I am not a fan of buying a bunch of SS resale, only because of the room layout and lack of dining options ON SITE. Yes, Disney Springs is nearby, but it's still a trek with four kids out in the elements and expensive. As an exhausted mom, sometimes I just want to order takeout from Primo and eat in our room in our pajamas and send the kids to go grab it. There's going to be trips it rains, the kids get sick, you're exhausted, it's 100 degrees with 100% humidity. It SUCKS to pack and mobilize everyone to catch a bus/boat/carrying takeout bags outside the resort.
Many people report using SS points and never staying there, getting in on other resorts, but I think you'll be super stressed trying to get two studios or two-bedrooms during peak weeks, which is when you're stuck traveling as a teacher and all the kids in school/activities for the next 20 years. I want you to have home resort booking advantage somewhere that you love.
I do think the Sorcerer pass (direct 150 purchase) is worth it for your family size. If you travel summer vacation, you can definitely plan trips for August, 2024/July 2025, or July/June to get two years' worth. You can also do April vacation/February vacation to do that scenario. By then you'll be out of points and probably free cash, skip a year or two to regroup points and cash, and then repeat.
The Cabins at Fort Wilderness are coming on sale soon. They do sleep six, but man, you'd be stacked like cordwood in there, and there's no in-room laundry. I don't think that's a good long-term solution for your family size, but if you hated Riviera as a direct option and were in a bit of a rush to buy, it's coming sooner rather than later as an option.
We bought Riviera financed through Disney, but then we immediately paid it off in chunks on our CC for flight miles. We're from MA, so we fly every time we go to WDW. You can't charge the whole amount on the non Disney CCs, but there's no prepayment penalty, and the DVC financing is ridiculously easy. They also do not do a hard credit pull, if you think you'd need your score untouched for any future purchases/financing. We don't have the Disney CC, but if you Google using it for DVC, there are a ton of perks for spreading out the payments/financing.

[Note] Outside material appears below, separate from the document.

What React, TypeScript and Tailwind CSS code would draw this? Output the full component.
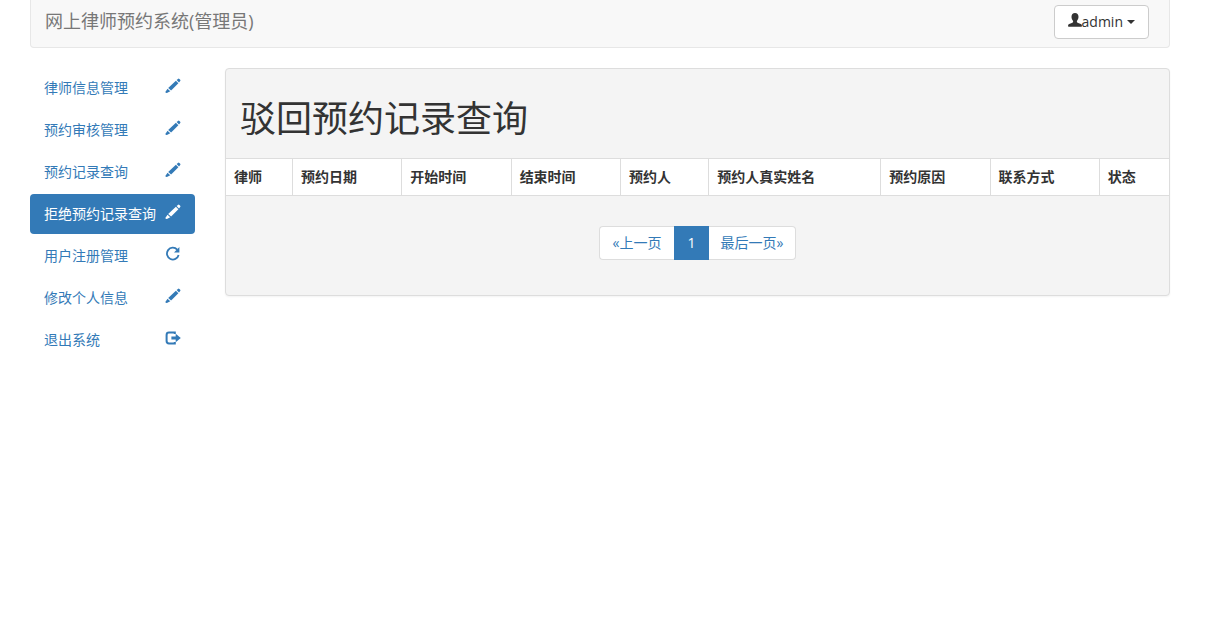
import type { ComponentType } from "react";

interface IconProps {
  className?: string;
}

function PencilIcon({ className }: IconProps) {
  return (
    <svg viewBox="0 0 16 16" className={className} fill="currentColor" aria-hidden="true">
      <path d="M11.600 2 13 .9a1.100 1.100 0 0 1 1.400 0l.8.8a1.100 1.100 0 0 1 0 1.400L14 4.400Z" />
      <path d="m10.900 2.700 2.500 2.500-7.300 7.300-2.900-2.500Z" />
      <path d="m2.500 10.800 2.800 2.500L1.900 14.900.6 14.800.5 13.800Z" />
    </svg>
  );
}

function RepeatIcon({ className }: IconProps) {
  return (
    <svg viewBox="0 0 16 16" className={className} aria-hidden="true">
      <path d="M12.200 3.600a5.900 5.900 0 1 0 1.400 5.400" fill="none" stroke="currentColor" strokeWidth="1.800" />
      <path d="M14.400 1v5.600H9Z" fill="currentColor" />
    </svg>
  );
}

function LogOutIcon({ className }: IconProps) {
  return (
    <svg viewBox="0 0 16 16" className={className} aria-hidden="true">
      <path d="M9.800 4V2.600H4Q1.600 2.600 1.600 5v6Q1.600 13.400 4 13.400h5.800V12" fill="none" stroke="currentColor" strokeWidth="2" />
      <path d="M6.400 6.600h4.300V3.800l5.100 4.200-5.100 4.200V9.400H6.400Z" fill="currentColor" />
    </svg>
  );
}

function UserIcon({ className }: IconProps) {
  return (
    <svg viewBox="0 0 14 14" className={className} fill="currentColor" aria-hidden="true">
      <path d="M7 0c2.200 0 3.500 1.500 3.500 3.700 0 1.600-.6 3.200-1.600 4.200v.9c0 .5.3.7.7.9l3.200 1.400c.8.4 1.100.8 1.100 1.500v.6c0 .3-.2.5-.5.5H.6c-.3 0-.5-.2-.5-.5v-.6c0-.7.3-1.100 1.100-1.500l3.200-1.400c.4-.2.7-.4.7-.9v-.9c-1-1-1.600-2.600-1.600-4.200C3.500 1.500 4.800 0 7 0Z" />
    </svg>
  );
}

interface NavItem {
  label: string;
  icon: ComponentType<IconProps>;
  active?: boolean;
}

const NAV: NavItem[] = [
  { label: "律师信息管理", icon: PencilIcon },
  { label: "预约审核管理", icon: PencilIcon },
  { label: "预约记录查询", icon: PencilIcon },
  { label: "拒绝预约记录查询", icon: PencilIcon, active: true },
  { label: "用户注册管理", icon: RepeatIcon },
  { label: "修改个人信息", icon: PencilIcon },
  { label: "退出系统", icon: LogOutIcon },
];

const COLUMNS = ["律师", "预约日期", "开始时间", "结束时间", "预约人", "预约人真实姓名", "预约原因", "联系方式", "状态"];

function Header() {
  return (
    <header className="flex h-12 items-start justify-between rounded-b border border-t-0 border-[#e7e7e7] bg-[#f8f8f8] pr-5 pl-[14px]">
      <a href="#" className="py-[11px] text-lg leading-5 text-[#777]">网上律师预约系统(管理员)</a>
      <button type="button" className="mt-[5px] flex h-[34px] items-center rounded border border-[#ccc] bg-white px-[13px] leading-5">
        <UserIcon className="mb-1 size-[14px]" />
        admin
        <span className="ml-1 border-x-4 border-t-4 border-x-transparent border-t-[#333]" />
      </button>
    </header>
  );
}

function Sidebar() {
  return (
    <nav className="w-[165px] shrink-0">
      <ul className="flex flex-col gap-0.5">
        {NAV.map(({ label, icon: Icon, active }) => (
          <li key={label}>
            <a
              href="#"
              aria-current={active ? "page" : undefined}
              className={`flex h-10 items-center justify-between rounded px-[14px] whitespace-nowrap ${active ? "bg-[#337ab7] text-white" : "text-[#337ab7]"}`}
            >
              {label}
              <Icon className="mb-1 size-4 shrink-0" />
            </a>
          </li>
        ))}
      </ul>
    </nav>
  );
}

function Pagination() {
  return (
    <ul className="flex justify-center py-[30px] leading-5 text-[#337ab7]">
      <li><a href="#" className="block rounded-l border border-r-0 border-[#ddd] bg-white px-[13px] py-1.5">«上一页</a></li>
      <li><a href="#" aria-current="page" className="block border border-[#337ab7] bg-[#337ab7] px-3 py-1.5 text-white">1</a></li>
      <li><a href="#" className="block rounded-r border border-l-0 border-[#ddd] bg-white px-3 py-1.5">最后一页»</a></li>
    </ul>
  );
}

export default function App() {
  return (
    <div className="min-h-screen bg-white pr-[21px] font-['Open_Sans','Noto_Sans_CJK_SC',sans-serif] text-sm text-[#333]">
      <div className="mx-auto max-w-[1170px] px-[15px]">
        <Header />
        <div className="mt-5 flex items-start gap-[30px]">
          <Sidebar />
          <main className="min-w-0 flex-1 rounded border border-[#ddd] bg-[#f4f4f4] pb-[5px] shadow-xs">
            <h1 className="px-[14px] pt-[30px] pb-5 text-4xl leading-[39px]">驳回预约记录查询</h1>
            <table className="w-full border-y border-[#ddd] bg-white text-left leading-5">
              <thead>
                <tr>
                  {COLUMNS.map((name) => (
                    <th key={name} scope="col" className="border-r border-[#ddd] p-2 font-bold whitespace-nowrap last:border-r-0 last:pr-[10px]">{name}</th>
                  ))}
                </tr>
              </thead>
            </table>
            <Pagination />
          </main>
        </div>
      </div>
    </div>
  );
}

My only other advice is to buy as many points as you can responsibly afford. You're going to need larger accommodations on peak weeks. The kids grow so fast and want privacy/to bring friends and cousins (which is super fun! Honestly! It's the best part of owning DVC is bringing others/meeting up at the parks for meals and rides, swimming together.) Split any direct points into 150+50/100 in case you ever want to downsize in the future. You'll never recoup the buy-in on a single 300+contract, and it would suck to go from 300+ to zero points to use, but 300 to 150 as the kids age out of WDW isn't bad.

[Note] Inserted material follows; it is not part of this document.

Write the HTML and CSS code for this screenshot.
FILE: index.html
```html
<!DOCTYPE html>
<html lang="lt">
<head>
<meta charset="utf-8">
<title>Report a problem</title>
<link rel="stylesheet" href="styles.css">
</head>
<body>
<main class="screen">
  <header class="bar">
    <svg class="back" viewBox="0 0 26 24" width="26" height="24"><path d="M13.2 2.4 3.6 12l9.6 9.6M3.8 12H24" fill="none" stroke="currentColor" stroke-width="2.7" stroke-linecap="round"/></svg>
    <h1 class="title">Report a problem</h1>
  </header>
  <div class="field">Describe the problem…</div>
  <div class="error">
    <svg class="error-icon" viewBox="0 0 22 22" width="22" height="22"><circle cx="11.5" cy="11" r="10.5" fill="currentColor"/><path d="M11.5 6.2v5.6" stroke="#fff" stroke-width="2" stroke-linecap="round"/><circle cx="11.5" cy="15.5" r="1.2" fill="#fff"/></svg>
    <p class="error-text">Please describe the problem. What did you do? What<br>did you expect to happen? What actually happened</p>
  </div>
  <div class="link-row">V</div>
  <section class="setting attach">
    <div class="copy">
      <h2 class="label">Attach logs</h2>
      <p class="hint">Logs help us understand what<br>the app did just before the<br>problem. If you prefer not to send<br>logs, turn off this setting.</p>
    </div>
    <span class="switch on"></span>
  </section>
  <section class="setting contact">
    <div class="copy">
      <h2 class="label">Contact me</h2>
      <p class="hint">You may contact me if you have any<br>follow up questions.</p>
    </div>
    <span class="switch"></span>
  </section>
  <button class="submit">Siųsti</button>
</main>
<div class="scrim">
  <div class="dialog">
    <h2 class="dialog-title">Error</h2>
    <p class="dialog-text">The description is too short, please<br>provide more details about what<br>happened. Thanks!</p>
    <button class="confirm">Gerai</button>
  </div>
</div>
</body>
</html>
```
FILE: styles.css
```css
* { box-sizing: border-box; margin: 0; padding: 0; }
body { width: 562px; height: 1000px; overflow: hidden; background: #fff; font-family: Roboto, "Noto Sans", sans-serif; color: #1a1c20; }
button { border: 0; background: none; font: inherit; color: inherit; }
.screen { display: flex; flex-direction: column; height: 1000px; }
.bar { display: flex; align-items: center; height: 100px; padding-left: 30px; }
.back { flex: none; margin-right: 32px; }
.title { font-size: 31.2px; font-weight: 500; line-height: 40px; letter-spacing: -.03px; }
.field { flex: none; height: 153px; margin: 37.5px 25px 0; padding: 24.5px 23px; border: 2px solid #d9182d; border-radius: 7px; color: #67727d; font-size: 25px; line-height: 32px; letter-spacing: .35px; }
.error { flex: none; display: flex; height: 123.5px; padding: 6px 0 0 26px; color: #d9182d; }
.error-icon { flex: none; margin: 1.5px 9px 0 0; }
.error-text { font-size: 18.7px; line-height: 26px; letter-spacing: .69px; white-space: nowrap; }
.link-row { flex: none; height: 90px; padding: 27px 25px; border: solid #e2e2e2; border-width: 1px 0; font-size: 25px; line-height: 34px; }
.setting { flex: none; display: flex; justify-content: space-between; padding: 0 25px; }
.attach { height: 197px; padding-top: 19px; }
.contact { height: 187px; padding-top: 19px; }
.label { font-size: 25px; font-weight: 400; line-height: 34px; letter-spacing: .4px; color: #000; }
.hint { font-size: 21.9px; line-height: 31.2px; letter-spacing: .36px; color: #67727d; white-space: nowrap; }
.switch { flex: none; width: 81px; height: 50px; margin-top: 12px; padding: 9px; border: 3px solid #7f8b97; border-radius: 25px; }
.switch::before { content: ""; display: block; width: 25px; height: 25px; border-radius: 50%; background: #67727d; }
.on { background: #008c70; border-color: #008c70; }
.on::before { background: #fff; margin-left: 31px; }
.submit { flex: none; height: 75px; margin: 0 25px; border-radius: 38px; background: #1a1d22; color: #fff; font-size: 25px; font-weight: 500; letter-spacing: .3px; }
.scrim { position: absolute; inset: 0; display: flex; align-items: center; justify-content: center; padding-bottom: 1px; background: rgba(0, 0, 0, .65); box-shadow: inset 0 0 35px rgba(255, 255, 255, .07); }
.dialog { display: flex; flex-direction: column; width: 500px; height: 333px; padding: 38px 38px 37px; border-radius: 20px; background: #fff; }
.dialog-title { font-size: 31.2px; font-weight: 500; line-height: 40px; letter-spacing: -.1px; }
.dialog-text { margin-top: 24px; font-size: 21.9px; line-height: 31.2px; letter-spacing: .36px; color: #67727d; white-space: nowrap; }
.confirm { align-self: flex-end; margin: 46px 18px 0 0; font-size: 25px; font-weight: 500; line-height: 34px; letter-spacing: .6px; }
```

Also, while the buy-in is nothing to sneeze at, the dues do need to be considered. In the beginning, we just obsessed over the purchase price. Now that everything is paid off a while ago and we traveled 2x a year since buying in, the dues are not a problem, but they are a consideration. It's $200ish a month now, but if we buy another 300, now we're looking at approaching a car loan cost monthly. We plan to buy and hold until death and pass it on to the kids (if they want it, if not, we'd sell in another 20 years,) but we'll be retired by then. I'm not sure I want to pay a monthly mortgage payment in dues down the line.